- **INSTRUCTIONS TO FOLLOW**
Give an exact copy of every line, leaving images out.

- **DATA SEGMENT**
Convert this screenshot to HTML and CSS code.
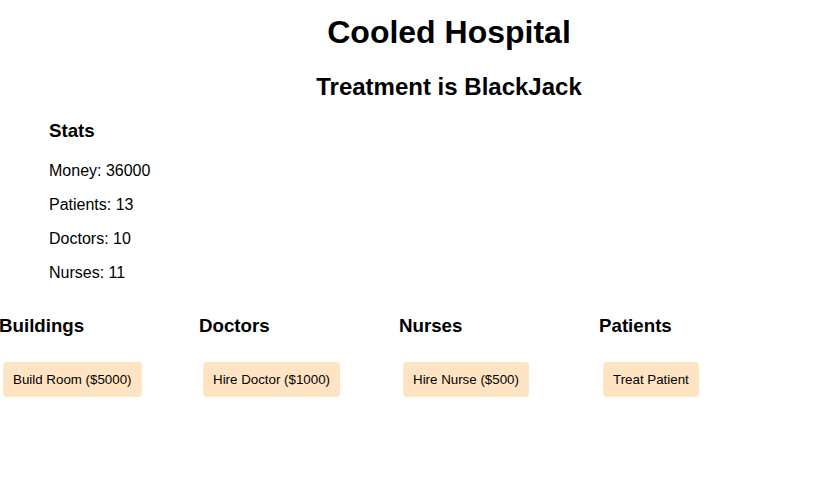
FILE: index.html
```html
<!DOCTYPE html>
<html>
<head>
<meta charset="utf-8">
<link rel="stylesheet" href="styles.css">
</head>
<body>
<div class="header">
  <h1 class="title">Cooled Hospital</h1>
  <h2 class="subtitle">Treatment is BlackJack</h2>
</div>
<div class="stats">
  <h3 class="section-title stats-title">Stats</h3>
  <p class="stat">Money: 36000</p>
  <p class="stat">Patients: 13</p>
  <p class="stat">Doctors: 10</p>
  <p class="stat">Nurses: 11</p>
</div>
<div class="columns">
  <div class="column">
    <h3 class="section-title col-title">Buildings</h3>
    <button class="action">Build Room ($5000)</button>
  </div>
  <div class="column">
    <h3 class="section-title col-title">Doctors</h3>
    <button class="action">Hire Doctor ($1000)</button>
  </div>
  <div class="column">
    <h3 class="section-title col-title">Nurses</h3>
    <button class="action">Hire Nurse ($500)</button>
  </div>
  <div class="column">
    <h3 class="section-title col-title">Patients</h3>
    <button class="action">Treat Patient</button>
  </div>
</div>
</body>
</html>
```
FILE: styles.css
```css
html, body {
  margin: 0;
  padding: 0;
  background: #fff;
}
body {
  font-family: "Liberation Sans", Arial, sans-serif;
  color: #000;
}
.header {
  margin-left: 49px;
  width: 800px;
  text-align: center;
  padding-top: 14px;
}
.title {
  font-size: 32px;
  margin: 0 0 22px;
}
.subtitle {
  font-size: 24px;
  margin: 0;
}
.stats {
  padding-left: 49px;
}
.section-title {
  font-size: 18.72px;
  margin: 18.72px 0;
}
.stats-title {
  margin-bottom: 20.72px;
}
.stat {
  font-size: 16px;
  margin: 16px 0;
}
.columns {
  display: flex;
  margin-left: -1px;
}
.col-title {
  margin-top: 16.72px;
}
.column {
  width: 200px;
}
.action {
  font-family: "Liberation Sans", Arial, sans-serif;
  font-size: 13.33px;
  background: #ffe4c4;
  color: #000;
  border: none;
  border-radius: 4px;
  padding: 10px 10px;
  margin-left: 4px;
  margin-top: 6px;
}
```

- **FINAL RESULT**
Convert this screenshot to HTML and CSS code.
FILE: index.html
```html
<!DOCTYPE html>
<html>
<head>
<meta charset="utf-8">
<link rel="stylesheet" href="styles.css">
</head>
<body>
<div class="header">
  <h1 class="title">Cooled Hospital</h1>
  <h2 class="subtitle">Treatment is BlackJack</h2>
</div>
<div class="stats">
  <h3 class="section-title stats-title">Stats</h3>
  <p class="stat">Money: 36000</p>
  <p class="stat">Patients: 13</p>
  <p class="stat">Doctors: 10</p>
  <p class="stat">Nurses: 11</p>
</div>
<div class="columns">
  <div class="column">
    <h3 class="section-title col-title">Buildings</h3>
    <button class="action">Build Room ($5000)</button>
  </div>
  <div class="column">
    <h3 class="section-title col-title">Doctors</h3>
    <button class="action">Hire Doctor ($1000)</button>
  </div>
  <div class="column">
    <h3 class="section-title col-title">Nurses</h3>
    <button class="action">Hire Nurse ($500)</button>
  </div>
  <div class="column">
    <h3 class="section-title col-title">Patients</h3>
    <button class="action">Treat Patient</button>
  </div>
</div>
</body>
</html>
```
FILE: styles.css
```css
html, body {
  margin: 0;
  padding: 0;
  background: #fff;
}
body {
  font-family: "Liberation Sans", Arial, sans-serif;
  color: #000;
}
.header {
  margin-left: 49px;
  width: 800px;
  text-align: center;
  padding-top: 14px;
}
.title {
  font-size: 32px;
  margin: 0 0 22px;
}
.subtitle {
  font-size: 24px;
  margin: 0;
}
.stats {
  padding-left: 49px;
}
.section-title {
  font-size: 18.72px;
  margin: 18.72px 0;
}
.stats-title {
  margin-bottom: 20.72px;
}
.stat {
  font-size: 16px;
  margin: 16px 0;
}
.columns {
  display: flex;
  margin-left: -1px;
}
.col-title {
  margin-top: 16.72px;
}
.column {
  width: 200px;
}
.action {
  font-family: "Liberation Sans", Arial, sans-serif;
  font-size: 13.33px;
  background: #ffe4c4;
  color: #000;
  border: none;
  border-radius: 4px;
  padding: 10px 10px;
  margin-left: 4px;
  margin-top: 6px;
}
```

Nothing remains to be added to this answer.